Without a shadow of a doubt, I’d jump straight to the past, the remote past. I’m utterly fascinated by prehistory. What were ‘Maltese’ people like then? Is there any semblance of them in us?

I sometimes wonder what would have happened if women and men in prehistoric times never decided to set up base and start toiling the land but simply kept on foraging. True, you and I might not be here today because there would be millions and millions less of us around. But, of course, that would mean that the planet would be in a much better shape than it is today.

Also, on Sunday mornings, none of us would be reading the papers and starting out our day worrying about how the government wants to turn our bays into marinas and our fields into roads. We’d be idling about, sprawled on a beach after a full meal of blackberries, gigantic tomatoes, wild carrots and some old-world melon for dessert instead of a tray of pasti bil-krema.

Obesity would be an alien concept as we’d be constantly on the move, walking daily from one place to another to forage for food, climbing trees and building temporary shelters. Most of all, we’d be enjoying life in the moment with not a care in the world; we’d simply be at one with nature.

But, alas, that was not to be. That first agriculture revolution some 12,000 years ago meant goodbye to hunting and gathering and a hello to humankind settled in a life tied to the same spot of land, which, over the thousands of years, resulted in multiple hierarchies and, inevitably, power struggles.

This is what brings me to Elsa. A 20-something woman who lived in Malta, give or take, around the same time that St Paul is said to have shipwrecked on the islands. If she were still alive today, she’d be around 2,000 years old.

She was Maltese, probably of Phoenician descent. Her ancestors probably had arrived here by boat a few centuries earlier, after setting sail from what is now modern-day Lebanon.

Were they told to “go back to their country”, I wonder. I doubt it: Phoenicians were incredibly clever people, brilliant seafarers and builders of powerful vessels. They are credited with inventing glass blowing and with the first draft of the Roman alphabet. They started using Malta as a stop on their trade route circa 700BC and some stayed put, choosing the best spots on the islands to set up base: the southern bays of the island and the northern area of Rabat.

Imagine if Elsa had fallen into a slumber sleep back in AD21 and then woke up 2000 years later. What would she make of today’s Malta?- Kristina Chetcuti

Probably, the few people inhabiting the island then would have been in awe with just one look at their purple-coloured robes.

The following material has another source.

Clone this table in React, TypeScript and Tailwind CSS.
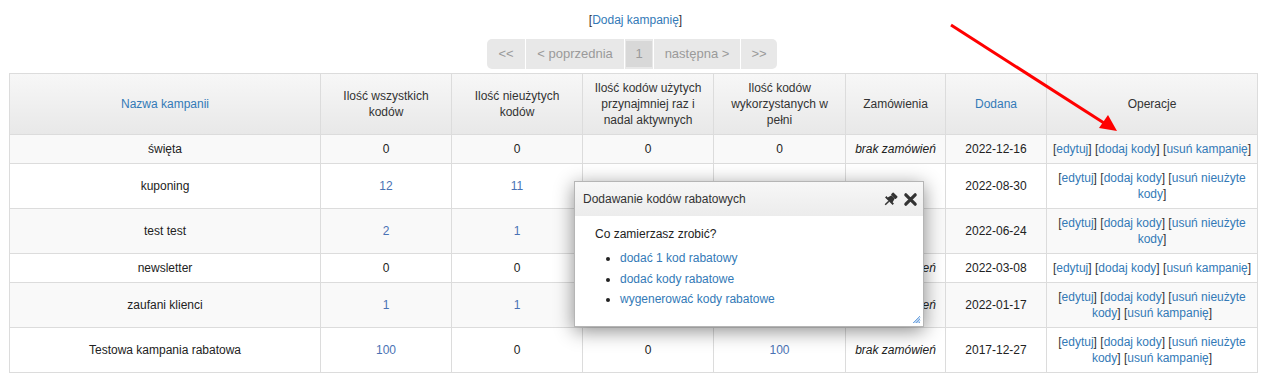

Not much is known about Elsa except that she was about 150cm tall, quite on the short side even for her time. Her teeth were in excellent condition and she had a healthy childhood.

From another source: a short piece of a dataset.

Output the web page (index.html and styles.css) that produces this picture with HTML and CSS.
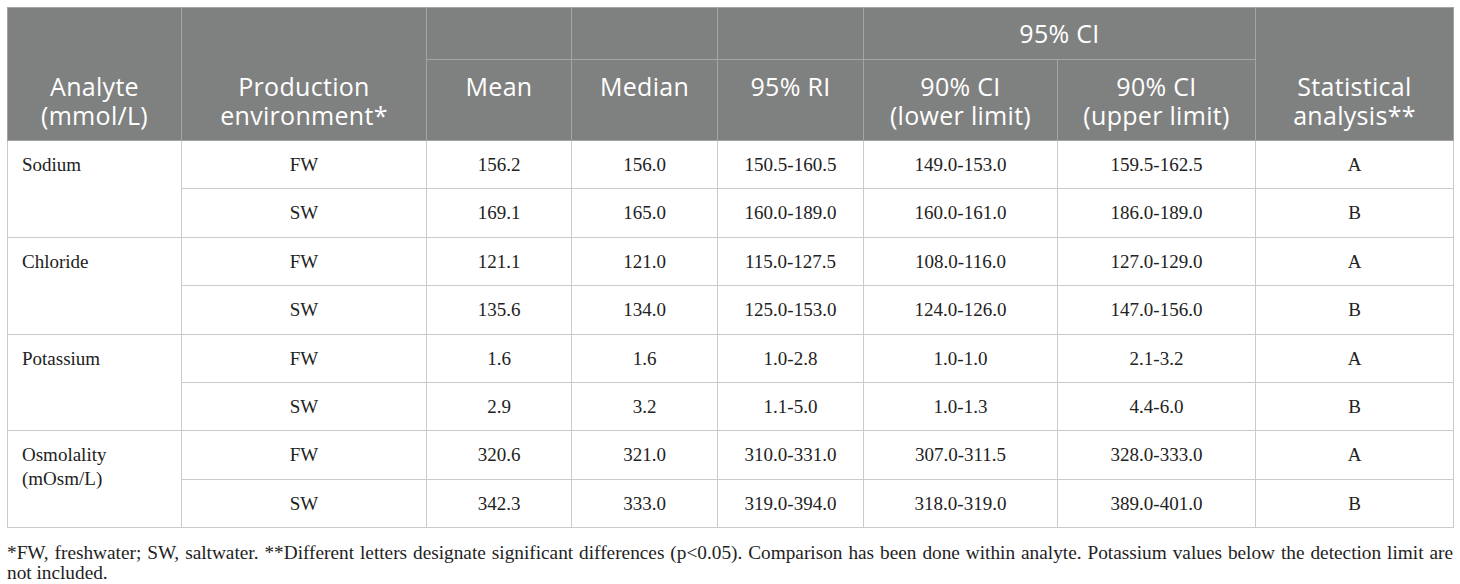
FILE: index.html
```html
<!DOCTYPE html>
<html lang="en">
  <head>
    <meta charset="UTF-8" />
    <title>Reference intervals by production environment</title>
    <link rel="stylesheet" href="styles.css">
  </head>
  <body>
    <div class="table-wrap">
      <table class="data-table">
        <colgroup>
          <col style="width: 174px" />
          <col style="width: 245px" />
          <col style="width: 145px" />
          <col style="width: 146px" />
          <col style="width: 146px" />
          <col style="width: 194px" />
          <col style="width: 198px" />
          <col style="width: 198px" />
        </colgroup>
        <thead>
          <tr class="head-top">
            <th rowspan="2" class="span-cell">Analyte<br />(mmol/L)</th>
            <th rowspan="2" class="span-cell">Production<br />environment*</th>
            <th></th>
            <th></th>
            <th></th>
            <th colspan="2">95% CI</th>
            <th rowspan="2" class="span-cell">Statistical<br />analysis**</th>
          </tr>
          <tr class="head-sub">
            <th>Mean</th>
            <th>Median</th>
            <th>95% RI</th>
            <th>90% CI<br />(lower limit)</th>
            <th>90% CI<br />(upper limit)</th>
          </tr>
        </thead>
        <tbody>
          <tr>
            <td rowspan="2" class="analyte">Sodium</td>
            <td>FW</td><td>156.2</td><td>156.0</td><td>150.5-160.5</td><td>149.0-153.0</td><td>159.5-162.5</td><td>A</td>
          </tr>
          <tr>
            <td>SW</td><td>169.1</td><td>165.0</td><td>160.0-189.0</td><td>160.0-161.0</td><td>186.0-189.0</td><td>B</td>
          </tr>
          <tr>
            <td rowspan="2" class="analyte">Chloride</td>
            <td>FW</td><td>121.1</td><td>121.0</td><td>115.0-127.5</td><td>108.0-116.0</td><td>127.0-129.0</td><td>A</td>
          </tr>
          <tr>
            <td>SW</td><td>135.6</td><td>134.0</td><td>125.0-153.0</td><td>124.0-126.0</td><td>147.0-156.0</td><td>B</td>
          </tr>
          <tr>
            <td rowspan="2" class="analyte">Potassium</td>
            <td>FW</td><td>1.6</td><td>1.6</td><td>1.0-2.8</td><td>1.0-1.0</td><td>2.1-3.2</td><td>A</td>
          </tr>
          <tr>
            <td>SW</td><td>2.9</td><td>3.2</td><td>1.1-5.0</td><td>1.0-1.3</td><td>4.4-6.0</td><td>B</td>
          </tr>
          <tr>
            <td rowspan="2" class="analyte">Osmolality<br />(mOsm/L)</td>
            <td>FW</td><td>320.6</td><td>321.0</td><td>310.0-331.0</td><td>307.0-311.5</td><td>328.0-333.0</td><td>A</td>
          </tr>
          <tr>
            <td>SW</td><td>342.3</td><td>333.0</td><td>319.0-394.0</td><td>318.0-319.0</td><td>389.0-401.0</td><td>B</td>
          </tr>
        </tbody>
      </table>
      <p class="footnote">
        *FW, freshwater; SW, saltwater. **Different letters designate significant differences (p&lt;0.05). Comparison has been done within analyte. Potassium values below the detection limit are not included.
      </p>
    </div>
  </body>
</html>
```

FILE: styles.css
```css
body {
  margin: 0;
  background-color: #fff;
}

.table-wrap {
  padding: 7px 7px 0 7px;
}

.data-table {
  width: 1446px;
  border-collapse: collapse;
  table-layout: fixed;
}

th {
  background-color: #7f8180;
  color: #fff;
  font-family: "Open Sans", "Noto Sans", sans-serif;
  font-size: 25px;
  font-weight: normal;
  letter-spacing: 0.3px;
  line-height: 29px;
  border: 1px solid #a3a5a4;
  padding: 0 4px;
  text-align: center;
}

.head-top {
  height: 52px;
}

.head-sub {
  height: 81px;
}

.head-sub th {
  vertical-align: top;
  padding-top: 12px;
}

.head-top th.span-cell {
  vertical-align: bottom;
  padding-bottom: 10px;
}

td {
  font-family: "Liberation Serif", "Times New Roman", serif;
  font-size: 19px;
  line-height: 24px;
  color: #222;
  border: 1px solid #cbcbcb;
  padding: 12px 6px 11.4px 6px;
  height: 24px;
  text-align: center;
}

td.analyte {
  text-align: left;
  vertical-align: top;
  padding-left: 14px;
}

.footnote {
  margin: 15px 0 0 0;
  font-family: "Liberation Serif", "Times New Roman", serif;
  font-size: 19.3px;
  line-height: 20px;
  color: #222;
  text-align: justify;
}
```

We know all this from Elsa’s skeleton, unearthed in one of the shaft-and-chamber burials in St Paul’s Catacombs, in Rabat (the name ‘Elsa’ was, in fact, given to her by the archaeologist who unearthed her).

Thereafter, Elsa’s skeleton underwent extensive archaeological and osteopathic studies. Subsequently, Heritage Malta and Italian scientists even managed to reconstruct the soft tissues around her skull and created a visual image of what she probably looked like. Heritage Malta had released her image back in April and I’ve been wanting to write about her since then. Frankly, I think she looked amazing.

Of course, we don’t know what her lifestyle was like but we can take educated guesses. Elsa probably grew up surrounded by olive trees, carobs and probably helped her parents and siblings produce textiles or crops which they then traded. But what did she eat? Did she live in a community? Was she ever in love? Was she severely ill?

As I watched Heritage Malta’s online video about her reconstruction, one thing kept nagging me: imagine if Elsa had fallen into a slumber sleep back in AD21 and imagine she then woke up 2,000 years later. What would she make of today’s Malta? Looking at our surroundings through ancestral eyes makes things fall into perspective and it makes you realise that our only main role is to be planet caretakers for the future generation.

Heritage Malta have done a brilliant job with Elsa but they can’t stop at that. Now they need to help us get to know her and her compatriots more. She is our time machine to the past. History – which I strongly believe should be made compulsory in secondary schools – is not about memorising dates; it is about helping us revisit part of ourselves and understand who we truly are.

Only then can we plan a better future.